All about the movie A Talking Cat!?!

The Actors: Johnny Whitaker

The first non-cat character to appear in the talking-cat-centric movie A Talking Cat!?! is Johnny Whitaker. If you haven’t heard that name in a while (or ever), that’s because Johnny’s last big gig was in 1973 on Sigmund and the Sea Monsters.

Johnny Whitaker!?!

The years, especially 30 of them, aren’t kind to anybody. For instance, I was a much more attractive 3 year old. All dimples and a spirit that hadn’t been crushed by the weight of the world. However, Johnny’s acting chops seem to be stuck in a state of arrested development.

Actually, that’s an unfair statement. I’ve never seen Sigmund and the Sea Monsters. But people tend to get better at things the more they do it. If you think about it, I’m being generous in stating that his acting has stayed at the same level. Because if it hasn’t, that means he was worse in Sigmund and the Sea Monsters than A Talking Cat!?! and my brain can’t handle that possibility.

Johnny Whitaker plays the character of Phil, a man who finds himself retired and lost in the frightening sea of unlimited time and possibilities. On the script, Phil’s character description reads something like “Phil did something with website and now he sold website and has more money than he had before from website.”

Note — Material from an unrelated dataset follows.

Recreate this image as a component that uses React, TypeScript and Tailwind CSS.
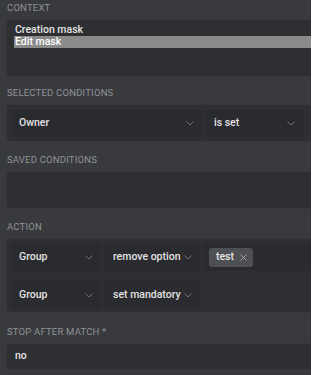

Phil will use his spare time to walk from one end of his giant foyer to the other, embarrass his teenage son, stalk a neighbor, and talk to a cat. Not sure how you prepare for a role like this, but it can probably be accomplished by going to the gym and staring at people working out.

Will Phil finally connect with his teenage son? Will all his stalking pay off? Will he ever find a replacement for website that he loves so much? Will he feed a strange cat a mixture of milk and tuna? Stay tuned to find out.

But, actually, yes to all those questions.

The Sound

Phil and his son Chris have a strained relationship. Post-Eric-Robers-voice-over-opening, A Talking Cat!?! begins when Phil returns to his echoey home early.

Jeez, okay. We need to talk about the sound. Aside from the sugary synthesized score of Harry Manfredini, the sound quality is the first truly horrible thing to slap you in the head. As soon as Phil turns the handle of the front door, the reverberations of its metallic clicks shoot back and forth across the cavernous expanse of his spacial entryway.

For the recording of dialogue, a film would normally have a boom operator holding a fluffy microphone over or under an actor’s head to capture their voice and nothing else. The sound effects (such as a door opening or footsteps) would be added later by a foley artist.

But if you’re going to make a film for a million dollars, you need to work with a skeleton crew. And if you can’t find a necromancer to raise up the dead to work for you, you have to use a scaled back crew. That means no boom mics and no foley artist.

What we get is a single mic, probably mounted on top of the camera, capturing every last sound made in a house that doesn’t even have carpeting for sound dampening.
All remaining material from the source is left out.